Copyright bbc

Asked about the two survivors by reporters at the White House on Friday, Trump said that they had been aboard "a drug-carrying submarine built specifically for the transportation of massive amounts of drugs". "This was not an innocent group of people," he added. "I don't know too many people who have submarines, and that was an attack on a drug-carrying, loaded submarine." The US president alleged in a post on his Truth Social account that the vessel had been carrying "mostly fentanyl, and other illegal narcotics". Experts on drug trafficking have pointed out that fentanyl enters the US predominantly from Mexico and not from countries bordering the southern Caribbean, where the US deployment is taking place. Around 10,000 US troops, as well as dozens of military aircraft and ships, have been deployed to the Caribbean as part of the operation. Trump also posted a 30-second video showing the semi-submersible in choppy waters before it was hit by at least one projectile.
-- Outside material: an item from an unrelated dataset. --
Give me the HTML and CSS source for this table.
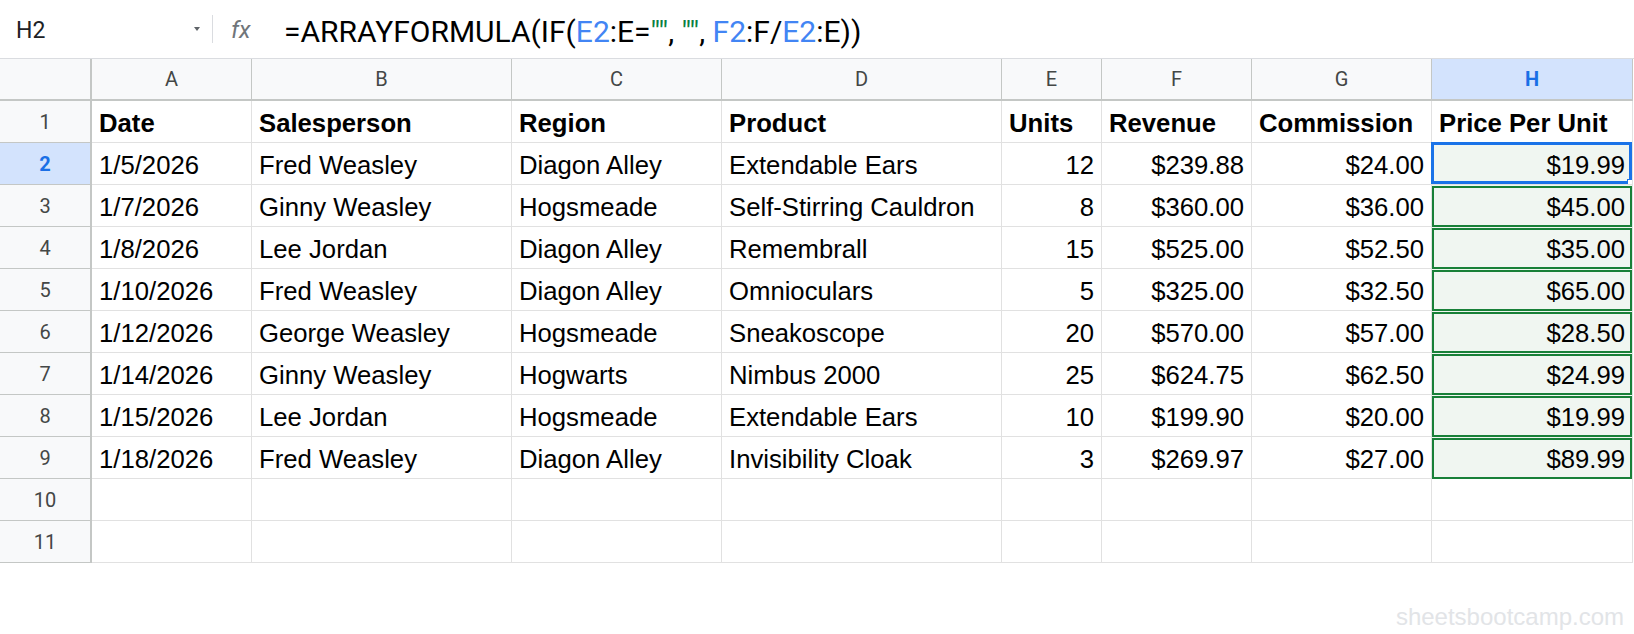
FILE: index.html
```html
<!DOCTYPE html>
<html lang="en">
<head>
<meta charset="utf-8">
<title>Sheet</title>
<link rel="stylesheet" href="styles.css">
</head>
<body>
<div class="formula-bar">
  <div class="name-box">
    <span class="name">H2</span>
    <svg class="caret" width="6" height="4" viewBox="0 0 6 4"><path d="M0 0 L6 0 L3 4 Z" fill="#5f6368"/></svg>
  </div>
  <div class="sep"></div>
  <div class="fx">fx</div>
  <div class="formula">=ARRAYFORMULA(IF(<span class="ref">E2</span>:E=<span class="str">""</span>, <span class="str">""</span>, <span class="ref">F2</span>:F/<span class="ref">E2</span>:E))</div>
</div>

<div class="sheet">
  <div class="corner"></div>
  <div class="colhead">A</div>
  <div class="colhead">B</div>
  <div class="colhead">C</div>
  <div class="colhead">D</div>
  <div class="colhead">E</div>
  <div class="colhead">F</div>
  <div class="colhead">G</div>
  <div class="colhead sel">H</div>

  <div class="rowhead">1</div>
  <div class="cell b">Date</div>
  <div class="cell b">Salesperson</div>
  <div class="cell b">Region</div>
  <div class="cell b">Product</div>
  <div class="cell b">Units</div>
  <div class="cell b">Revenue</div>
  <div class="cell b">Commission</div>
  <div class="cell b">Price Per Unit</div>

  <div class="rowhead sel">2</div>
  <div class="cell">1/5/2026</div>
  <div class="cell">Fred Weasley</div>
  <div class="cell">Diagon Alley</div>
  <div class="cell">Extendable Ears</div>
  <div class="cell n">12</div>
  <div class="cell n">$239.88</div>
  <div class="cell n">$24.00</div>
  <div class="cell n arr active">$19.99<span class="handle"></span></div>

  <div class="rowhead">3</div>
  <div class="cell">1/7/2026</div>
  <div class="cell">Ginny Weasley</div>
  <div class="cell">Hogsmeade</div>
  <div class="cell">Self-Stirring Cauldron</div>
  <div class="cell n">8</div>
  <div class="cell n">$360.00</div>
  <div class="cell n">$36.00</div>
  <div class="cell n arr spill">$45.00</div>

  <div class="rowhead">4</div>
  <div class="cell">1/8/2026</div>
  <div class="cell">Lee Jordan</div>
  <div class="cell">Diagon Alley</div>
  <div class="cell">Remembrall</div>
  <div class="cell n">15</div>
  <div class="cell n">$525.00</div>
  <div class="cell n">$52.50</div>
  <div class="cell n arr spill">$35.00</div>

  <div class="rowhead">5</div>
  <div class="cell">1/10/2026</div>
  <div class="cell">Fred Weasley</div>
  <div class="cell">Diagon Alley</div>
  <div class="cell">Omnioculars</div>
  <div class="cell n">5</div>
  <div class="cell n">$325.00</div>
  <div class="cell n">$32.50</div>
  <div class="cell n arr spill">$65.00</div>

  <div class="rowhead">6</div>
  <div class="cell">1/12/2026</div>
  <div class="cell">George Weasley</div>
  <div class="cell">Hogsmeade</div>
  <div class="cell">Sneakoscope</div>
  <div class="cell n">20</div>
  <div class="cell n">$570.00</div>
  <div class="cell n">$57.00</div>
  <div class="cell n arr spill">$28.50</div>

  <div class="rowhead">7</div>
  <div class="cell">1/14/2026</div>
  <div class="cell">Ginny Weasley</div>
  <div class="cell">Hogwarts</div>
  <div class="cell">Nimbus 2000</div>
  <div class="cell n">25</div>
  <div class="cell n">$624.75</div>
  <div class="cell n">$62.50</div>
  <div class="cell n arr spill">$24.99</div>

  <div class="rowhead">8</div>
  <div class="cell">1/15/2026</div>
  <div class="cell">Lee Jordan</div>
  <div class="cell">Hogsmeade</div>
  <div class="cell">Extendable Ears</div>
  <div class="cell n">10</div>
  <div class="cell n">$199.90</div>
  <div class="cell n">$20.00</div>
  <div class="cell n arr spill">$19.99</div>

  <div class="rowhead">9</div>
  <div class="cell">1/18/2026</div>
  <div class="cell">Fred Weasley</div>
  <div class="cell">Diagon Alley</div>
  <div class="cell">Invisibility Cloak</div>
  <div class="cell n">3</div>
  <div class="cell n">$269.97</div>
  <div class="cell n">$27.00</div>
  <div class="cell n arr spill">$89.99</div>

  <div class="rowhead">10</div>
  <div class="cell"></div><div class="cell"></div><div class="cell"></div><div class="cell"></div>
  <div class="cell"></div><div class="cell"></div><div class="cell"></div><div class="cell"></div>

  <div class="rowhead">11</div>
  <div class="cell"></div><div class="cell"></div><div class="cell"></div><div class="cell"></div>
  <div class="cell"></div><div class="cell"></div><div class="cell"></div><div class="cell"></div>
</div>

<div class="footer">sheetsbootcamp.com</div>
</body>
</html>
```

FILE: styles.css
```css
* { box-sizing: border-box; }

html, body {
  margin: 0;
  padding: 0;
  background: #ffffff;
}

body {
  width: 1634px;
  height: 634px;
  overflow: hidden;
  font-family: "Liberation Sans", Arial, sans-serif;
}

/* ---------- formula bar ---------- */
.formula-bar {
  height: 58px;
  display: flex;
  align-items: center;
}

.name-box {
  width: 212px;
  display: flex;
  align-items: center;
  padding-left: 16px;
  padding-right: 12px;
}

.name {
  flex: 1;
  font-family: Roboto, "Liberation Sans", sans-serif;
  font-size: 23px;
  color: #202124;
  padding-top: 2px;
}

.caret {
  display: block;
}

.sep {
  width: 1px;
  height: 28px;
  background: #dadce0;
}

.fx {
  width: 71px;
  padding-left: 18px;
  font-family: Roboto, "Liberation Sans", sans-serif;
  font-style: italic;
  font-size: 24px;
  color: #70757a;
  padding-top: 2px;
}

.formula {
  font-family: Roboto, "Liberation Sans", sans-serif;
  font-size: 30px;
  color: #000;
  white-space: nowrap;
  padding-top: 4px;
}

.ref { color: #4285f4; }
.str { color: #0b8043; }

/* ---------- grid ---------- */
.sheet {
  display: grid;
  grid-template-columns: 92px 160px 260px 210px 280px 100px 150px 180px 201px;
  grid-auto-rows: 42px;
  border-top: 1px solid #dadce0;
}

.corner,
.colhead,
.rowhead {
  background: #f8f9fa;
  font-family: Roboto, "Liberation Sans", sans-serif;
  font-size: 20px;
  color: #444746;
  display: flex;
  align-items: center;
  justify-content: center;
}

.corner,
.colhead {
  border-bottom: 2px solid #c4c7c5;
  border-right: 1px solid #c4c7c5;
}

.rowhead {
  border-right: 2px solid #c4c7c5;
  border-bottom: 1px solid #c4c7c5;
}

.corner { border-right: 2px solid #c4c7c5; }

.colhead.sel,
.rowhead.sel {
  background: #d3e3fd;
  color: #1a6fe6;
  font-weight: 700;
}

.cell {
  position: relative;
  border-right: 1px solid #e1e1e1;
  border-bottom: 1px solid #e1e1e1;
  font-size: 25.7px;
  color: #000;
  padding: 3px 7px 0 7px;
  display: flex;
  align-items: center;
  white-space: nowrap;
  overflow: visible;
}

.cell.b { font-weight: 700; }

.cell.n { justify-content: flex-end; }

.cell.arr { background: #f0f6f1; }

.cell.spill::after {
  content: "";
  position: absolute;
  top: 1px;
  left: 0;
  right: 0;
  bottom: -1px;
  border: 2px solid #188038;
  pointer-events: none;
}

.cell.active::after {
  content: "";
  position: absolute;
  top: -1px;
  left: -1px;
  right: 0;
  bottom: 0;
  border: 3px solid #1a73e8;
  pointer-events: none;
}

.handle {
  position: absolute;
  right: 0;
  bottom: 0;
  width: 5px;
  height: 5px;
  background: #ffffff;
  z-index: 2;
  border-left: 1px solid #1a73e8;
  border-top: 1px solid #1a73e8;
}

/* ---------- footer watermark ---------- */
.footer {
  text-align: right;
  padding-right: 10px;
  padding-top: 40px;
  font-size: 24px;
  color: #e2e4e7;
}
```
The two men were rescued by a US military helicopter and then taken onto a US warship in the Caribbean, before being repatriated. According to an unnamed official quoted by the Associated Press, the Ecuadorean survivor was in good health. AP also reported that it had seen a document from the Ecuadorean government which outlined that "there is no evidence or indication that could lead prosecutors or judicial authorities to be certain" that Tufiño had violated any current laws in Ecuadorean territory.